Da Silva said a school safety survey indicates the program has helped in erasing the “stigma” sometimes associated with police. Da Silva is a member of Michael Power/St. Joseph’s Empowered Student Partnerships (ESP) program which brings together students, staff and police in organizing safety initiatives at the school.

At this high school in Toronto’s northwest corner, DiCecca says there aren’t any major safety concerns.

This year, there’s only been one major incident involving theft. And there was also only one major case of bullying which was resolved when the parents were informed and sat down together to work it out.

In a school of 2,000 students, DiCecca said it’s not uncommon to find these kinds of incidents. 

At 27, DiCecca says he is able to relate to some of the students’ problems and offer some advice. It’s a role he is comfortable with.

 Da Silva said students have grown more comfortable with having an officer at the school after they’ve gotten to know DiCecca.

“My door is always open,” DiCecca said.  “I’m here for the students if they want to talk to me.”

On his involvement in the ESP group and boys’ soccer, he said they’re volunteer activities he’s more than happy to participate in.

“It shows the students that I’m a ‘normal’ person. I’m not just someone wearing a uniform because most people, when I’m on the street, (they) see a figure of authority,” he said.

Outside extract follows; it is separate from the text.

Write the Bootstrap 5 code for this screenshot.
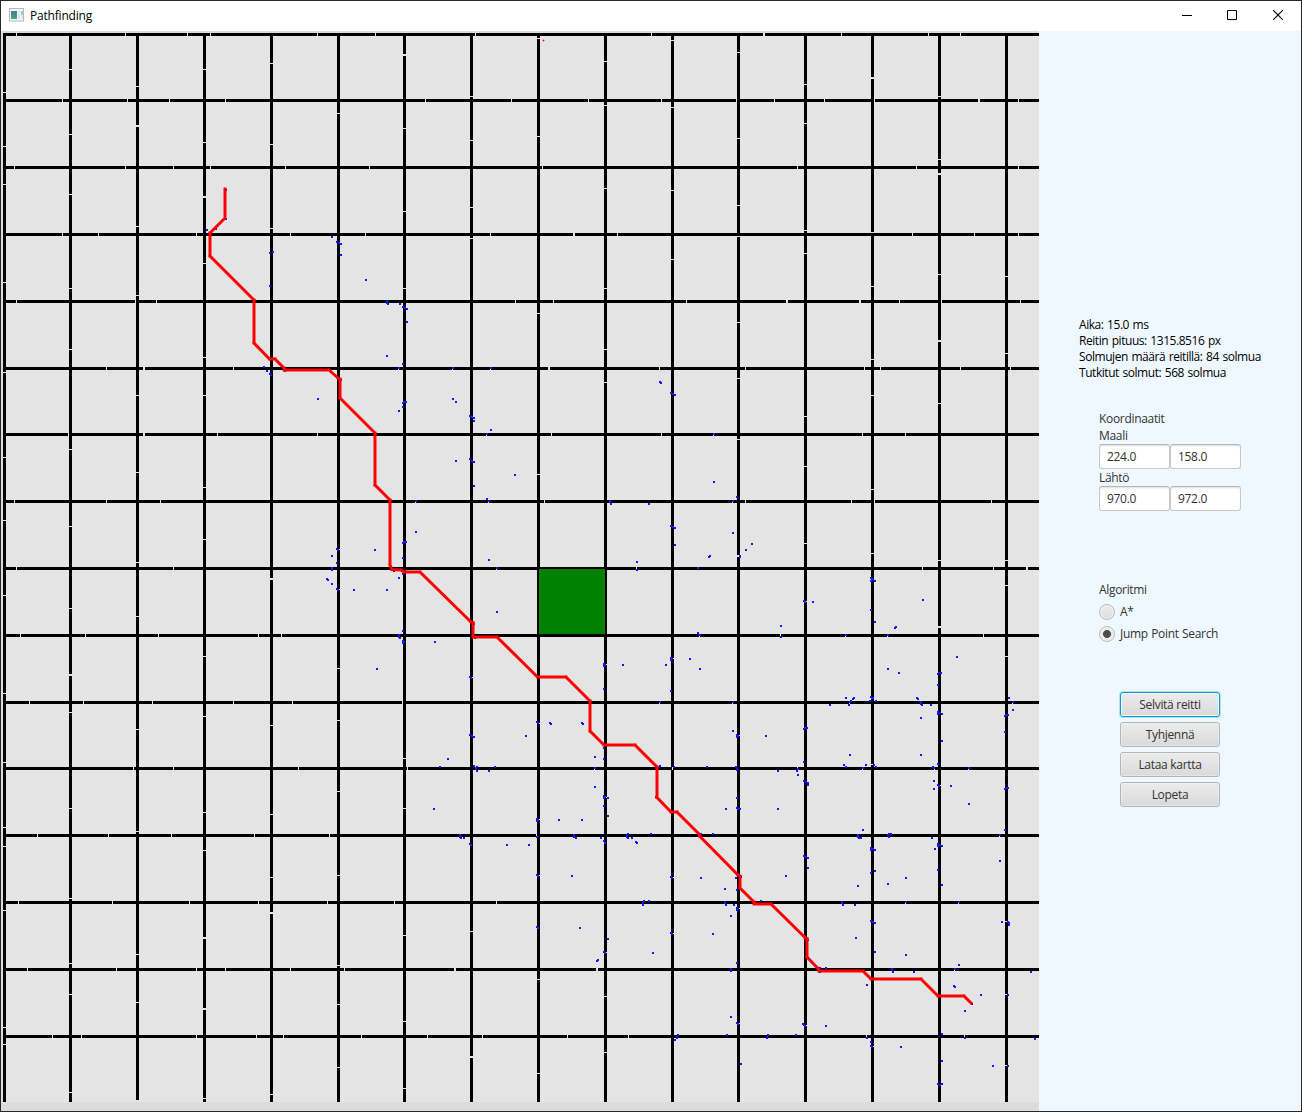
<!DOCTYPE html>
<html lang="fi">
<head>
<meta charset="utf-8">
<meta name="viewport" content="width=device-width, initial-scale=1">
<title>Pathfinding</title>
<link href="https://cdn.jsdelivr.net/npm/bootstrap@5.3.0/dist/css/bootstrap.min.css" rel="stylesheet">
<style>
  html, body { height: 100%; overflow: hidden; }
  body { font-family: "Open Sans", "Noto Sans", sans-serif; font-size: 12px; line-height: 16px; color: #333; letter-spacing: -.32px; word-spacing: .6px; }
  .app-window { width: 1302px; height: 1112px; border: 1px solid #26282c; background: #f0f8ff; }
  .titlebar { height: 30px; background: #fff; color: #000; padding-left: 8px; }
  .titlebar svg { display: block; }
  .titlebar .app-icon { margin: 7px 6px 0 0; }
  .title-text { margin-top: 7px; letter-spacing: -.2px; }
  .win-btn { width: 46px; height: 28px; }
  .win-btn:first-child { width: 44px; }
  .map-pane { width: 1038px; height: 1080px; background: #dcdcdc; }
  .map-pane svg { display: block; }
  .side { width: 262px; padding: 286px 0 0 40px; }
  .stats { color: #000; height: 94px; letter-spacing: -.45px; word-spacing: .9px; }
  .group { padding-left: 20px; }
  .coords { height: 171px; }
  .algo { height: 110px; }
  .algo-title { margin-bottom: 3px; }
  .coords label { height: 17px; line-height: 17px; }
  .coords .form-control { width: 71px; height: 25px; min-height: 0; padding: 0 7px; font-size: 12px; line-height: 23px; color: #333; letter-spacing: -.3px; border: 1px solid #c8c8c8; border-top-color: #b5b5b5; border-radius: 3px; box-shadow: inset 0 2px 2px -1px #ddd; }
  .form-check { min-height: 0; height: 22px; margin: 0; padding: 0; }
  .form-check .form-check-input { float: none; width: 16px; height: 16px; margin: 0 5px 0 0; border: 1px solid #b9b9b9; background: linear-gradient(#ececec, #dcdcdc); box-shadow: inset 0 0 0 1px #f5f5f5; }
  .form-check .form-check-input:checked { background: radial-gradient(circle, #4d4d4d 3.6px, #e8e8e8 4.3px); }
  .actions { gap: 5px; padding-left: 41px; }
  .actions .btn { width: 100px; height: 25px; padding: 0; font-size: 12px; line-height: 23px; color: #333; letter-spacing: -.3px; border: 1px solid #b5b5b5; border-radius: 3px; background: linear-gradient(#ececec, #d9d9d9); box-shadow: inset 0 0 0 1px #f3f3f380; }
  .actions .btn.is-focused { border-color: #039ed3; box-shadow: 0 0 0 1px #b5e0f2, inset 0 0 0 1px #f6f6f6; }
</style>
</head>
<body>
<div class="app-window d-flex flex-column">
  <header class="titlebar d-flex align-items-start flex-shrink-0">
    <svg class="app-icon" width="15" height="14" viewBox="0 0 15 14"><rect x=".5" y=".5" width="14" height="12.5" fill="#f4f5f6" stroke="#b4b9bd"/><defs><linearGradient id="ic" x2="0" y2="1"><stop stop-color="#45789a"/><stop offset="1" stop-color="#4fa679"/></linearGradient></defs><rect x="2" y="3" width="6" height="8" fill="url(#ic)"/><path d="M9 3h2v8H9z" fill="#dfe2e4"/><path d="M12 3h2v2h-2z" fill="#a9bfe0"/><path d="M12 5h2v2h-2z" fill="#9bcdb3"/><path d="M12 7h2v4h-2z" fill="#e3e6e8"/></svg>
    <span class="title-text">Pathfinding</span>
    <div class="d-flex ms-auto">
      <div class="win-btn d-flex align-items-center justify-content-center"><svg width="10" height="10"><path d="M0 5.5h10" stroke="#000"/></svg></div>
      <div class="win-btn d-flex align-items-center justify-content-center"><svg width="10" height="10"><path d="M.5.5h9v9h-9z" fill="none" stroke="#000"/></svg></div>
      <div class="win-btn d-flex align-items-center justify-content-center"><svg width="10" height="10"><path d="M0 0l10 10M10 0L0 10" stroke="#000" stroke-width="1.1"/></svg></div>
    </div>
  </header>
  <main class="d-flex flex-grow-1">
    <div class="map-pane">
      <svg id="map" width="1038" height="1080" viewBox="1 31 1038 1080">
        <rect x="3" y="33" width="1036" height="1069" fill="#e4e4e4"/>
        <path id="walls" fill="#000" shape-rendering="crispEdges"/>
        <path id="gaps" fill="#e4e4e4" shape-rendering="crispEdges"/>
        <rect x="539" y="569" width="66" height="65" fill="#008000"/>
        <path id="nodes" fill="#1414ff" shape-rendering="crispEdges"/>
        <path d="M542 40h3v1h-3zM543 39h1v3h-1z" fill="#ff8c8c"/><path d="M543 40h1v1h-1z" fill="#f00"/>
        <path id="route" fill="none" stroke="#f00" stroke-width="3" stroke-linecap="square"/>
      </svg>
    </div>
    <aside class="side">
      <div class="stats">
        <div>Aika: 15.0 ms</div>
        <div>Reitin pituus: 1315.8516 px</div>
        <div>Solmujen määrä reitillä: 84 solmua</div>
        <div>Tutkitut solmut: 568 solmua</div>
      </div>
      <div class="group coords">
        <div>Koordinaatit</div>
        <label class="d-block" for="gx">Maali</label>
        <div class="d-flex"><input id="gx" class="form-control" value="224.0"><input class="form-control" value="158.0" aria-label="Maali y"></div>
        <label class="d-block" for="sx">Lähtö</label>
        <div class="d-flex"><input id="sx" class="form-control" value="970.0"><input class="form-control" value="972.0" aria-label="Lähtö y"></div>
      </div>
      <div class="group algo">
        <div class="algo-title">Algoritmi</div>
        <div class="form-check d-flex align-items-center"><input class="form-check-input" type="radio" name="alg" id="a1"><label for="a1">A*</label></div>
        <div class="form-check d-flex align-items-center"><input class="form-check-input" type="radio" name="alg" id="a2" checked><label for="a2">Jump Point Search</label></div>
      </div>
      <div class="actions d-flex flex-column">
        <button class="btn is-focused" type="button">Selvitä reitti</button>
        <button class="btn" type="button">Tyhjennä</button>
        <button class="btn" type="button">Lataa kartta</button>
        <button class="btn" type="button">Lopeta</button>
      </div>
    </aside>
  </main>
</div>
<script src="https://cdn.jsdelivr.net/npm/bootstrap@5.3.0/dist/js/bootstrap.bundle.min.js"></script>
<script>
const rect = (x, y, w, h) => `M${x} ${y}h${w}v${h}h${-w}z`;
const setD = (id, d) => document.getElementById(id).setAttribute('d', d);

// Openings in each wall: position, with "w" marking a two-pixel opening
const rows = {
  33: '16 125 187 210 317 375 475 651 763w 841 928 960',
  99: '62 127 169 225 425 511 588 661 736 774 824 874 978w 1018',
  166: '14 125 173 210 285 369 542 797 916 1018',
  233: '62 98 196 290 365 490 573w 617 912 974 1018',
  300: '16 135 156 387 515 553 686 786w 859w 899 941 1020',
  367: '106 143w 233 398 452 490 548w 659 745 864 880 960 1010',
  433: '68 143w 217 317 486 551 661 713 862 905',
  500: '14 106 160 415 488 544 732 745 851 874 991',
  567: '16 173 496 636 922 993 1026w',
  634: '20 85 158 258 281 699 780 845 887 983',
  701: '29 83 152 233 292 402 659 732 849 1012',
  767: '133 173 298 407 594 672 797 862 934 968',
  834: '37 108 171 254 329 536 999',
  901: '18 112 189 258 327 394 496 905 958',
  968: '27 116 196 225 290 344 454w 596w 954',
  1035: '52 81 196 256 283 361 427 482 567 628 866 964'
};
const cols = {
  3: '92 146 184 282 372 457 520 595 693 762 827 846 910 1027 1044',
  69: '69 134 194 288 349 449 526 608 674w 712 808 898 963 994 1092',
  136: '86 125w 226 295 395 472 562 616 729 831 954 1002 1100w',
  203: '69 142 196w 263 357 395 487 539 656 716 812 850 937w 1008w 1098',
  270: '63 144 228 578w 725 814 877 912w 1094',
  337: '113 549 589 668 720 791 875 965 1004 1067',
  403: '54w 128 211 288 758 808 935 1021 1088',
  470: '96 140 207 238 677 931 1056w',
  537: '38 136 313 474 723 819 875 979 1073',
  604: '61 105 188 288 349 382 664 797 952 996 1052',
  671: '40 107 190 259 658 877 933',
  737: '52 138 205 236 322 378 439 555w 735 908 1023',
  804: '84 123 230 253 416 466 543 601 1025',
  871: '77w 232 286 359 395 489 553 764 1046',
  938: '96 159 173w 274 340w 403 560 626w 785',
  1005: '276 353 560 585 656 921 994 1065'
};
let walls = '', gaps = '';
for (const y in rows) {
  walls += rect(3, y, 1036, 3);
  rows[y].split(' ').forEach(g => gaps += rect(parseInt(g), y, g.endsWith('w') ? 2 : 1, 3));
}
for (const x in cols) {
  walls += rect(x, 33, 3, 1069);
  cols[x].split(' ').forEach(g => gaps += rect(x, parseInt(g), 3, g.endsWith('w') ? 2 : 1));
}
setD('walls', walls);
setD('gaps', gaps);

// Explored nodes per map tile, in thirds of a pixel from the tile's corner
const tiles = [
 [0,0,'678,569 678,656 621,690 648,687 996,711 1011,727 1017,729 1023,732 1023,765 811,759 818,756 810,858'],
 [350,0,'48,840'],
 [0,290,'792,231 801,243 810,252 813,254 1023,270 954,327 1011,777 1013,780 996,798 1011,819 996,834 996,840 981,867 984,870 996,882 1011,897 1015,900 855,242'],
 [350,290,'111,34 111,38 114,42 150,42 159,51 165,54 171,57 171,96 111,198 159,222 147,235 308,235 422,235 159,339 163,336 168,336 159,351 147,363 309,327 318,336 361,379 367,381 372,384 372,393 423,420 410,433 318,513 361,508 366,512 372,516 495,555 372,588 411,628 416,632 198,633 198,726 159,759 163,756 168,756 75,780 159,804 417,810 440,834 147,864 132,842 159,852 12,900 111,900 441,966 159,1023 147,1036 147,1041 150,1044 159,1053 159,1058 162,1056 255,1056 81,1137 361,1161 364,1163 372,1002 374,1043 931,276 933,279 963,309 968,312 974,315 780,633 780,637 783,642 897,642 963,708 968,711 974,714 975,765 861,816 861,840 1044,834 1044,1029 1047,1035 963,1104 963,1109 966,1106 1020,1107 948,1125 819,1125 762,1122 762,1128 765,1125 762,1197 963,1203 930,1236'],
 [700,290,'42,432 42,576 111,621 99,633 99,729 156,762 138,780 30,798 27,801 120,798 120,801 512,864 517,867 520,870 513,873 525,873 312,933 315,936 339,936 669,930 513,960 525,996 588,1011 585,1014 243,1008 243,1041 438,1035 564,1035 0,1035 0,1137 564,1137 597,1149 771,1101 714,1152 718,1149 723,1149 714,1185 438,1224 462,1224 459,1227 453,1233 450,1236 447,1245 390,1245 512,1221 516,1225 520,1225 510,1233 528,1233 651,1224 654,1227 662,1237 662,1242 666,1245 693,1245 927,1224 939,1236 99,1236'],
 [350,700,'561,66 564,70 600,69 603,72 696,69 699,72 528,108 361,105 367,108 372,111 294,177 270,201 372,198 378,204 378,208 381,201 381,213 417,213 435,201 252,327 762,144 762,177 735,171 735,204 735,261 762,289 762,294 765,291 774,294 762,318 774,348 930,198 927,201 972,201 918,291 561,357 561,362 564,360 627,360 696,360 330,405 330,410 333,414 342,414 361,433 364,435 471,435 537,435 561,410 673,405 673,410 678,414 753,414 762,423 765,428 831,405 831,410 834,402 834,414 846,414 858,426 861,429 903,402 561,525 564,528 666,528 963,531 966,534 879,609 879,614 882,603 897,603 561,681 564,684 690,684 963,699 966,702 774,717 762,756 765,758 744,780 741,783 909,759 984,1005 981,1010 981,1015 975,1020'],
 [700,700,'939,30 663,54 714,37 714,42 719,39 725,42 915,48 919,45 925,45 915,96 99,93 111,105 111,110 114,107 198,108 312,87 316,84 321,84 312,186 726,123 450,165 663,165 432,195 438,201 498,195 522,195 528,201 489,204 699,201 702,204 714,192 807,204 21,201 108,201 111,206 111,210 234,213 291,213 294,206 294,225 312,243 317,246 323,249 323,254 702,243 702,267 714,256 717,258 753,258 915,267 920,264 925,264 807,312 111,294 111,324 115,326 120,327 78,327 234,327 489,390 474,405 474,410 478,414 483,414 564,405 566,411 568,402 573,402 696,414 714,433 714,438 719,435 725,438 705,447 915,390 900,405 900,483 513,445 513,450 518,447 525,450 312,468 317,470 323,474 324,504 525,513 513,519 714,510 258,528 39,402 3,402 3,534 108,534 122,530 618,534 474,558 564,552 726,555 75,567 111,570 75,606 75,610 78,615 102,615 183,603 111,624 111,630 114,627 93,648 426,606 426,610 429,615 465,615 618,606 777,606 39,702 468,714 513,663 518,665 525,669 525,756 618,765 906,666 923,666 927,670 927,675 323,720 777,795 765,807 111,789 93,807 93,812 361,804 378,804 360,815 576,807 576,811 579,816 642,816 993,816 501,855 762,858 765,861 843,885 923,885 816,912 795,933 93,951 111,969 114,972 309,972 313,976 315,978 378,978 81,1005 204,1005 201,1010 201,1015 288,1005 501,1014 513,1026 513,1038 517,1040 603,1041 726,1002 795,1014 1005,1017 726,1083 123,1092 879,1098 923,1098 714,1152 719,1155 726,1152']
];
setD('nodes', tiles.map(([ox, oy, pts]) => pts.split(' ').map(p => {
  const [x, y] = p.split(',').map(Number);
  return rect(ox + Math.round((x - 3) / 3), oy + Math.round((y - 3) / 3), 2, 2);
}).join('')).join(''));

// Route: one capped segment between each pair of jump points
const route = '225,189 225,218 210,233 210,256 254,300 254,343 269.5,359 275,359 284,368 284,370 329,370 338,378 340,379 340,398 375,433 375,485 390,500 390,565 392,569.5 401,570 404,572 420,572 470.5,621.5 473,622.5 473,637 497,637 537.5,677 566,677 590,701 590,731 604,745 635,745 657,767 657,797.5 671,812 677,812 699,834 699.5,836 738,875 740,876 740,888 754,902 754,904 771,904 805,937.5 807,938.5 807,957 818,968.5 819,971 863,971 871,979 921,979 938,996 964,996 971,1003'.split(' ');
setD('route', route.slice(1).map((p, i) => `M${route[i]}L${p}`).join(''));
</script>
</body>
</html>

The program seems to be making a positive impact at Michael Power/St. Joseph. Grade 12 student Roman Zyla said since the program started two years ago, it has helped erase students’ earlier anxieties about having police in the school and the negative police stereotypes which have been portrayed in the media. DiCecca “goes beyond his duty” and shows how police don’t only enforce the law but are “genuinely interested in being part of the community,” Zyla said.

The program has also encouraged students to be comfortable with the police and in reporting crime, he said.

DiCecca adds it’s a pro-active program of building a positive relationship between the police and the community. He said the program is about “rebuilding trust in the community” and letting students know that they “can approach police without being scared.”

DiCecca added he is motivated to reach out to youth because he also experienced bullying as a student. But now, he’s able to make a difference.

“(Here), I’m able to drive the point home that (bullying) is not acceptable,” DiCecca said.

“I always had the desire to help others and be involved in the community as a positive role model,” he added.

Raised a Catholic, Di Cecca attended Catholic elementary school. He said having a Catholic background helps him relate to the religion classes at the school, school Masses and celebrations of Christmas and Easter.

“It’s part of me,” he said. “It’s part of whom I am.”